For the last 75 years, ‘Animal Farm’ has cemented its position as one of the most remarkable literary events of the last century. It remains an undying political allegory of universal appeal and enduring contemporary resonance. Not even Orwell’s other much celebrated futuristic and prophetic novel, “1984”, has found nearly as much popular appeal and contemporary relevance.
Thus, wherever revolutions have occurred and self imploded, wherever the heroes of revolutionary disruption have turned the sword of subterfuge against each other, wherever the promises of messianic political change have turned into ashes of disappointment and mass betrayal, ‘Animal Farm’ has found meaning as a literary paradigm of human political behavior and experience. To the extent that such tragic reversals remain a permanent feature of politics and human behavior, the appeal of this otherwise simple animal fable has endured with recurrent freshness and troubling echoes.
Since after reading ‘Animal Farm’ as a high school junior in 1966, I have found myself repeatedly returning to the tiny novel ever so often. As a matter of personal choice and habit, each time any of my children began reading, I would instinctively gift them two books as primers: George Orwell’s ‘Animal Farm’ and Chinua Achebe’s ‘Things Fall Apart’. My aim has been to prepare them in advance for two basic experiences that will recur in their future lives.
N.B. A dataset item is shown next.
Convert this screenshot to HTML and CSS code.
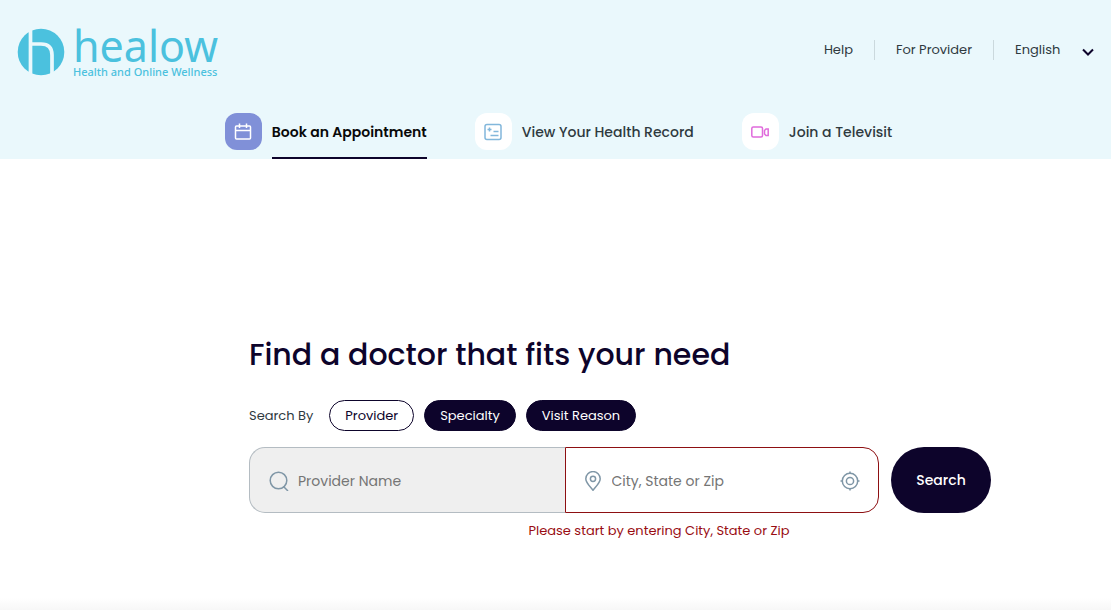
FILE: index.html
```html
<!DOCTYPE html>
<html lang="en">
<head>
    <meta charset="UTF-8">
    <meta name="viewport" content="width=device-width, initial-scale=1.0">
    <title>healow - Health and Online Wellness</title>
    <link rel="stylesheet" href="styles.css">
</head>
<body>
    <header class="header">
        <div class="top-bar">
            <a href="#" class="logo">
                <svg class="logo-mark" viewBox="0 0 48 48" aria-hidden="true">
                    <circle cx="24" cy="24" r="23.300" fill="#4bc1de"/>
                    <path d="M13.500 0V48M35 48V27Q35 16 24 16H15" fill="none" stroke="#eaf8fc" stroke-width="3.700"/>
                </svg>
                <span class="logo-text">
                    <span class="logo-name">healow</span>
                    <span class="logo-tagline">Health and Online Wellness</span>
                </span>
            </a>
            <nav class="top-links">
                <a href="#">Help</a>
                <a href="#">For Provider</a>
                <div class="language">
                    <select aria-label="Language">
                        <option>English</option>
                    </select>
                    <svg viewBox="0 0 12 8" aria-hidden="true">
                        <path d="M1 1.500L6 6.500L11 1.500"/>
                    </svg>
                </div>
            </nav>
        </div>

        <nav class="tabs">
            <a href="#" class="tab active">
                <span class="tab-icon calendar">
                    <svg viewBox="0 0 18 18" aria-hidden="true">
                        <rect x="1.500" y="3" width="15" height="13" rx="1"/>
                        <path d="M1.500 7.500H16.500M5.500 .5V5M12.500 .5V5"/>
                    </svg>
                </span>
                <span class="tab-label">Book an Appointment</span>
            </a>
            <a href="#" class="tab">
                <span class="tab-icon record">
                    <svg viewBox="0 0 18 18" aria-hidden="true">
                        <rect x="1" y="1.500" width="16" height="15" rx="2"/>
                        <path d="M5.500 4.500V8.500M3.500 6.500H7.500M9.500 8.500H14.500M6.500 12.500H14.500"/>
                    </svg>
                </span>
                <span class="tab-label">View Your Health Record</span>
            </a>
            <a href="#" class="tab">
                <span class="tab-icon video">
                    <svg viewBox="0 0 18 18" aria-hidden="true">
                        <rect x=".8" y="4" width="10.700" height="10" rx="1.500"/>
                        <path d="M13.500 7.500L15 6H17.200V12.500H15L13.500 11Z"/>
                    </svg>
                </span>
                <span class="tab-label">Join a Televisit</span>
            </a>
        </nav>
    </header>

    <main class="finder">
        <h1>Find a doctor that fits your need</h1>

        <div class="search-by">
            <span>Search By</span>
            <button type="button" class="pill selected">Provider</button>
            <button type="button" class="pill">Specialty</button>
            <button type="button" class="pill">Visit Reason</button>
        </div>

        <form class="search-form">
            <div class="fields">
                <label class="field provider-field">
                    <svg viewBox="0 0 20 20" aria-hidden="true">
                        <circle cx="9.500" cy="9.500" r="8.300"/>
                        <path d="M14.500 15.500L19 20"/>
                    </svg>
                    <input type="text" placeholder="Provider Name" aria-label="Provider Name">
                </label>
                <label class="field location-field">
                    <svg viewBox="0 0 20 20" aria-hidden="true">
                        <path d="M10 19.200C7.500 16 2.800 12 2.800 7.800A7.200 7.200 0 0 1 17.200 7.800C17.200 12 12.500 16 10 19.200Z"/>
                        <circle cx="10" cy="7.800" r="2.600"/>
                    </svg>
                    <input type="text" placeholder="City, State or Zip" aria-label="City, State or Zip">
                    <button type="button" class="locate" aria-label="Use my location">
                        <svg viewBox="0 0 20 20" aria-hidden="true">
                            <circle cx="10" cy="10" r="7.700"/>
                            <circle cx="10" cy="10" r="3.600"/>
                            <path d="M10 .5V3M10 17V19.500M.5 10H3M17 10H19.500"/>
                        </svg>
                    </button>
                </label>
            </div>
            <button type="submit" class="search-btn">Search</button>
        </form>
        <p class="error">Please start by entering City, State or Zip</p>
    </main>
</body>
</html>
```
FILE: styles.css
```css
* {
    margin: 0;
    padding: 0;
    box-sizing: border-box;
}

body {
    min-height: 100vh;
    background: linear-gradient(to top, #f7f7f7 0, #ffffff 12px);
    color: #2f3a3f;
    font-family: 'Poppins', 'Inter', sans-serif;
    font-size: 13px;
}

a {
    color: inherit;
    text-decoration: none;
}

button,
input,
select {
    font: inherit;
}

svg {
    display: block;
    flex: none;
}

.header {
    background: #eaf8fc;
}

.top-bar {
    display: flex;
    justify-content: space-between;
    height: 113px;
    padding: 28px 17px 0 17px;
}

.logo {
    display: flex;
    align-items: flex-start;
    gap: 8px;
    color: #4bc1de;
}

.logo-mark {
    width: 48px;
    height: 48px;
}

.logo-text {
    display: flex;
    flex-direction: column;
}

.logo-name {
    height: 38px;
    font-family: 'Noto Sans', sans-serif;
    font-size: 43px;
    line-height: 36px;
}

.logo-tagline {
    font-family: 'Noto Sans', sans-serif;
    font-size: 11px;
    font-weight: 500;
    line-height: 12px;
}

.top-links {
    display: flex;
    align-items: center;
    height: 44px;
}

.top-links > a {
    height: 20px;
    padding-right: 21px;
    margin-right: 21px;
    border-right: 1px solid #cbd9dd;
    line-height: 20px;
}

.language {
    position: relative;
}

.language select {
    width: 79px;
    border: none;
    background: none;
    appearance: none;
    color: inherit;
    line-height: 20px;
}

.language svg {
    position: absolute;
    top: 8px;
    right: 0;
    width: 12px;
    height: 8px;
    fill: none;
    stroke: #0d042b;
    stroke-width: 2;
    pointer-events: none;
}

.tabs {
    display: flex;
    justify-content: center;
    gap: 48px;
    padding-left: 6px;
}

.tab {
    display: flex;
    gap: 10px;
    font-size: 14px;
    font-weight: 500;
}

.tab-icon {
    display: flex;
    align-items: center;
    justify-content: center;
    width: 37px;
    height: 37px;
    border-radius: 12px;
    background: #ffffff;
}

.tab-icon svg {
    width: 18px;
    height: 18px;
    fill: none;
    stroke-width: 1.5;
}

.calendar {
    background: #8090d8;
    stroke: #ffffff;
}

.record {
    stroke: #82b7db;
}

.video {
    stroke: #e06bdc;
}

.tab-label {
    height: 46px;
    border-bottom: 2px solid transparent;
    line-height: 38px;
}

.active .tab-label {
    border-color: #0d042b;
    color: #090909;
    font-weight: 600;
}

.finder {
    padding: 176px 120px 60px 249px;
}

h1 {
    color: #0d042b;
    font-size: 30px;
    font-weight: 500;
    line-height: 40px;
}

.search-by {
    display: flex;
    align-items: center;
    gap: 10px;
    margin: 25px 0 16px;
}

.search-by span {
    margin-right: 6px;
}

.pill {
    height: 31px;
    padding: 0 15px;
    border: 1px solid #0d042b;
    border-radius: 16px;
    background: #0d042b;
    color: #ffffff;
    cursor: pointer;
}

.pill.selected {
    background: #ffffff;
    color: #0d042b;
}

.search-form {
    display: flex;
    gap: 12px;
}

.fields {
    display: flex;
    flex: 1;
    min-width: 0;
}

.field {
    display: flex;
    align-items: center;
    flex: 1 1 0;
    gap: 9px;
    min-width: 0;
    height: 66px;
    padding: 2px 18px 0 19px;
    border: 1px solid #b4bcc2;
}

.field svg {
    width: 20px;
    height: 20px;
    fill: none;
    stroke: #7f96a6;
    stroke-width: 1.5;
}

.field input {
    flex: 1;
    min-width: 0;
    border: none;
    outline: none;
    background: none;
    font-size: 14px;
}

.field input::placeholder {
    color: #757575;
}

.provider-field {
    border-right: none;
    border-radius: 16px 0 0 16px;
    background: #efefef;
}

.location-field {
    border-color: #8d0f12;
    border-radius: 0 16px 16px 0;
    padding-left: 17px;
}

.locate {
    border: none;
    background: none;
    cursor: pointer;
}

.search-btn {
    flex: none;
    width: 100px;
    height: 66px;
    border: none;
    border-radius: 33px;
    background: #0d042b;
    color: #ffffff;
    font-size: 14px;
    font-weight: 500;
    cursor: pointer;
}

.error {
    margin-top: 8px;
    padding-left: 78px;
    color: #990d13;
    line-height: 20px;
    text-align: center;
}
```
The first is the ever present reality that every political change usually carries in its womb the seeds of its own reversal. The second is the inevitability of change as the only permanent thing in the world, be it political, cultural or indeed technological. As a teacher, I always included “Animal Farm” in reading lists for courses in ‘Literature and Politics’ or, for that matter, as textual matter for graduate courses in ‘Literary Theory’ or ‘Literature and Society’.
Ordinarily, a simple imaginative recreation of an animal fable should not graduate beyond bed side entertainment or, at best, a reading primer for young adolescents. “Animal Farm” fulfills both functions and rises to loftier heights. It is a revolt among animals in an English countryside farm. The animals in the farm, led by the pigs Napoleon and Snowball mobilize the rest for a violent revolt against Mr. Jones, a countryside farm owner. The revolt succeeds in chasing off the unsuspecting Mr. Jones and his family, thereby ending an era of ostensible human exploitation and ushering in a regime of government of animals by animals for animals with the memorable hilarious moto: “Two legs bad, four legs good”!
Soon enough, supplies run thin as the capacity of the animals to run the farm diminishes, leading to unavoidable hunger and widespread discontent. The totalitarian Napoleon deploys the wily propaganda skills of Squeler, a gifted propagandist to disinform and misinform the animals while justifying every act of the ruling oligarchy of pigs. The height of this propaganda blitz is the subversion of the original anthem of the revolt: “All Animals Are Equal” by a crafty emendation: “All animals are equal but some animals are more equal than others”. Soon enough, an oligarchy of pigs emerges with an entitlement to the good things with all the vices and excesses of the discredited humans.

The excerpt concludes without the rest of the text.